We descried a few half-breed cabins and clearings on the opposite shore, carved out of the dense forest which girdles the lake, and topographically the country seemed to be of a moderate elevation, and well suited for settlement. The wind having gone down, we crossed the lake on the 2nd of September to what is here called Sandy Creek, a very crooked stream, its thick, sluggish current bordered by willows and encumbered with reeds and flags, and, farther on, made a two-mile portage, where at a very bad landing we were joined by the boats, and presently paddled into a great circular pond, covered with float-weed, a very paradise of ducks, which were here in myriads.

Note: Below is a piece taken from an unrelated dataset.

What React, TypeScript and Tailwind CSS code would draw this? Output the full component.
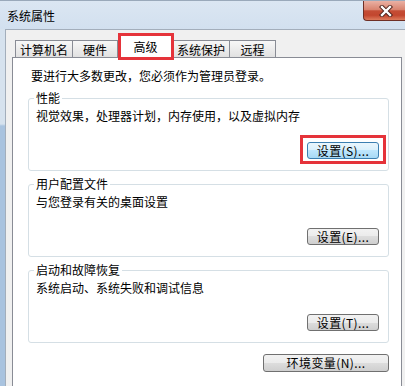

Its continuation, called "The Narrows," now flowed in a troubled channel, crossed in all directions by jutting boulders, full of tortuous snies, to be groped along dexterously with the poles, but dropped at last into better water, ending at a portage, where we dined. This portage led to the farmhouse of a Mr. Houle, a native of Red River, who had left St. Vital fifty-eight years before, and was now settled at a beautiful spot on the right bank of the river, and had horses, cows and other cattle, a garden, and raised wheat and other grain, which he said did well, and was evidently prosperous. After a regale of milk we embarked for the first Wahpoośkow lake, which we reached in the afternoon.